Over the last few days, while things have been wanting to swirl a bit with my own self, I have managed to find some peace and calm with the garden.  It started with a couple of nights of being on the back porch and watching it, occasionally walking through.  During the day I would go out and just look at the plants.  So many of the crops hide underneath overgrowth.  We had one Zucchini which managed to grow bigger than the store bought kind without us even knowing it was there.   The last couple of days or so Sam has been willing to sit out there with me and tour our little garden.  She's also helped a lot with taking some pictures of it.  I guess that she sees a lot of the calming sort of effect that it has, she seems to be more than happy to encourage me spending time out there.

Starting yesterday I've made more of an effort to pull weeds.  In the beginning I was more than hesitant because I didn't know what any of the plants looked like.  Since they hadn't sprung up yet I didn't want to accidentally pull up something we planted mistaking it for a weed.  Now that most everything that's going to grow has come up quite noticeably it's easier.  Since it's monsoon season as well it's easier to pick the more annoying weeds: Goat Heads.  We've always had a problem with Goat Heads at our house.  They seemed to come up out of the ground the second we got the deal to lease because when we came to look at it no one came away with a single Goat Head stuck to their shoe.  We've cleared out a lot of what was here, but there are still enough to be annoying.  Well yesterday and today I was outside pulling up the ones which have taken root with the rains.  There are still a lot out there, but I've put in at least twenty minutes each day so far.  Since I'm waking up earlier in preparation for school I figure it won't be hard to go outside while it's still cool first thing in the morning and devote daily time to ridding us of the Goat Head scourge.  Or at least making it a little more enjoyable to walk around the yard.  
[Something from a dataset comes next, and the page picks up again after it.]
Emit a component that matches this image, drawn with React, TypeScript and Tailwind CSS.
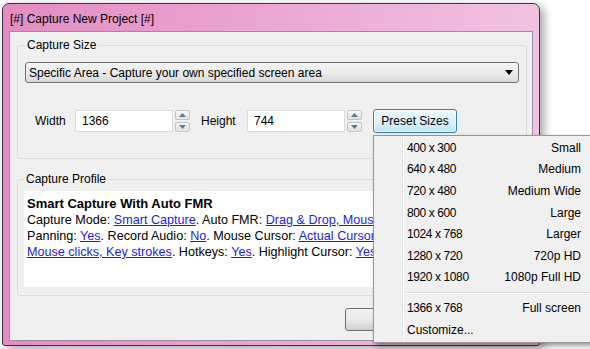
import React from 'react'

const sizes: [string, string][] = [
  ['400 x 300', 'Small'],
  ['640 x 480', 'Medium'],
  ['720 x 480', 'Medium Wide'],
  ['800 x 600', 'Large'],
  ['1024 x 768', 'Larger'],
  ['1280 x 720', '720p HD'],
  ['1920 x 1080', '1080p Full HD'],
]

function L({ children }: { children: React.ReactNode }) {
  return <span className="text-[#1c1ce6] underline">{children}</span>
}

function Spin() {
  return (
    <div className="flex flex-col gap-[2px] ml-[2px] w-[15px] h-[22px]">
      <div className="flex-1 flex items-center justify-center border border-[#c4c4c4] rounded-[2px] bg-gradient-to-b from-[#f7f7f7] to-[#e2e2e2]">
        <svg width="7" height="4" viewBox="0 0 7 4"><path d="M0 4 L3.5 0 L7 4 Z" fill="#5a7890" /></svg>
      </div>
      <div className="flex-1 flex items-center justify-center border border-[#c4c4c4] rounded-[2px] bg-gradient-to-b from-[#f7f7f7] to-[#e2e2e2]">
        <svg width="7" height="4" viewBox="0 0 7 4"><path d="M0 0 L3.5 4 L7 0 Z" fill="#5a7890" /></svg>
      </div>
    </div>
  )
}

export default function App() {
  return (
    <div className="relative w-[590px] h-[349px] bg-white overflow-hidden text-black" style={{ fontFamily: '"Liberation Sans", Arial, sans-serif' }}>
      {/* window */}
      <div className="ml-[2px] mt-[3px] w-[538px] h-[343px] flex flex-col border border-[#3b3340] rounded-t-[7px] rounded-b-[3px] bg-gradient-to-r from-[#e48cc2] via-[#eba6d4] to-[#f1c2e2] shadow-[4px_3px_10px_rgba(0,0,0,0.35)]">
        <div className="h-[27px] flex items-center pl-[7px] text-[12px] pt-[2px]">[#] Capture New Project [#]</div>
        <div className="mx-[6px] mb-[4px] flex-1 flex flex-col bg-[#f0f0f0] border border-[#9a8e98]">
          {/* capture size */}
          <fieldset className="ml-[7px] mr-[5px] mt-[5px] h-[122px] border border-[#d5dfe5] rounded-[3px] px-[7px]">
            <legend className="px-[2px] text-[12px] leading-[16px]">Capture Size</legend>
            <div className="mt-[9px] h-[21px] flex items-center justify-between pl-[3px] pr-[5px] border border-[#707070] rounded-[3px] bg-gradient-to-b from-[#f4f4f4] via-[#ebebeb] to-[#dadada] text-[12px]">
              <span>Specific Area - Capture your own specified screen area</span>
              <svg width="8" height="5" viewBox="0 0 8 5"><path d="M0 0 L8 0 L4 5 Z" fill="#000" /></svg>
            </div>
            <div className="mt-[26px] ml-[10px] flex items-center text-[12px]">
              <span className="w-[40px]">Width</span>
              <div className="w-[98px] h-[22px] bg-white border border-[#dcdcdc] flex items-center pl-[6px]">1366</div>
              <Spin />
              <span className="ml-[11px] w-[46px]">Height</span>
              <div className="w-[98px] h-[22px] bg-white border border-[#dcdcdc] flex items-center pl-[6px]">744</div>
              <Spin />
              <div className="ml-[11px] w-[84px] h-[24px] flex items-center justify-center border border-[#3c7fb1] rounded-[3px] bg-gradient-to-b from-[#ecf7fd] via-[#dcf0fb] to-[#bfe4f8] shadow-[inset_0_0_0_1px_rgba(255,255,255,0.7)]">
                Preset Sizes
              </div>
            </div>
          </fieldset>
          {/* capture profile */}
          <fieldset className="ml-[7px] mr-[5px] mt-[12px] h-[125px] border border-[#d5dfe5] rounded-[3px] px-[6px]">
            <legend className="px-[2px] text-[12px] leading-[16px]">Capture Profile</legend>
            <div className="mt-[4px] h-[96px] bg-white pl-[3px] pt-[5px] text-[12.6px] leading-[16px]">
              {/* text hidden under the open menu is clipped */}
              <div className="w-[346px] overflow-hidden whitespace-nowrap">
                <div className="font-bold text-[13px]">Smart Capture With Auto FMR</div>
                <div>Capture Mode: <L>Smart Capture</L>. Auto FMR: <L>Drag &amp; Drop, Mouse Wheel</L>.</div>
                <div>Panning: <L>Yes</L>. Record Audio: <L>No</L>. Mouse Cursor: <L>Actual Cursor</L>. Show Events:</div>
                <div><L>Mouse clicks, Key strokes</L>. Hotkeys: <L>Yes</L>. Highlight Cursor: <L>Yes</L>.</div>
              </div>
            </div>
          </fieldset>
          <div className="mt-[12px] flex justify-end gap-[7px] mr-[6px] text-[12px]">
            <div className="w-[87px] h-[23px] flex items-center justify-center border border-[#707070] rounded-[3px] bg-gradient-to-b from-[#f2f2f2] via-[#ebebeb] to-[#cfcfcf]">OK</div>
            <div className="w-[87px] h-[23px] flex items-center justify-center border border-[#707070] rounded-[3px] bg-gradient-to-b from-[#f2f2f2] via-[#ebebeb] to-[#cfcfcf]">Cancel</div>
          </div>
        </div>
      </div>

      {/* preset sizes menu */}
      <div className="absolute left-[373px] top-[135px] w-[222px] h-[208px] bg-[#f0f0f0] border border-[#979797] shadow-[3px_3px_5px_rgba(0,0,0,0.4)] flex text-[12px]">
        <div className="w-[29px] border-r border-[#e2e3e3] shadow-[1px_0_0_#ffffff]" />
        <div className="flex-1 flex flex-col pt-[1px] pl-[4px] pr-[13px]">
          {sizes.map(([s, n]) => (
            <div key={s} className="h-[21.6px] flex items-center justify-between">
              <span className="tracking-[-0.4px]">{s}</span>
              <span>{n}</span>
            </div>
          ))}
          <div className="h-[9px] flex items-center -ml-[4px] -mr-[13px] pl-[2px]">
            <div className="w-full h-[1px] bg-[#e0e0e0] shadow-[0_1px_0_#ffffff]" />
          </div>
          <div className="h-[21.6px] flex items-center justify-between">
            <span className="tracking-[-0.4px]">1366 x 768</span>
            <span>Full screen</span>
          </div>
          <div className="h-[21.6px] flex items-center">Customize...</div>
        </div>
      </div>
    </div>
  )
}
All in all I'm really happy with the garden.  It has helped me with grounding and coming to appreciate some of the smaller things.  I know that I put work into this to make it happen and that I've had to learn a lot for it to work.  More than that I've also had to work together with CD for it to be cohesive.  Of course it's also wonderful to have a past time as simple as watching Corn and Sunflowers sway in the wind to help actually relax me.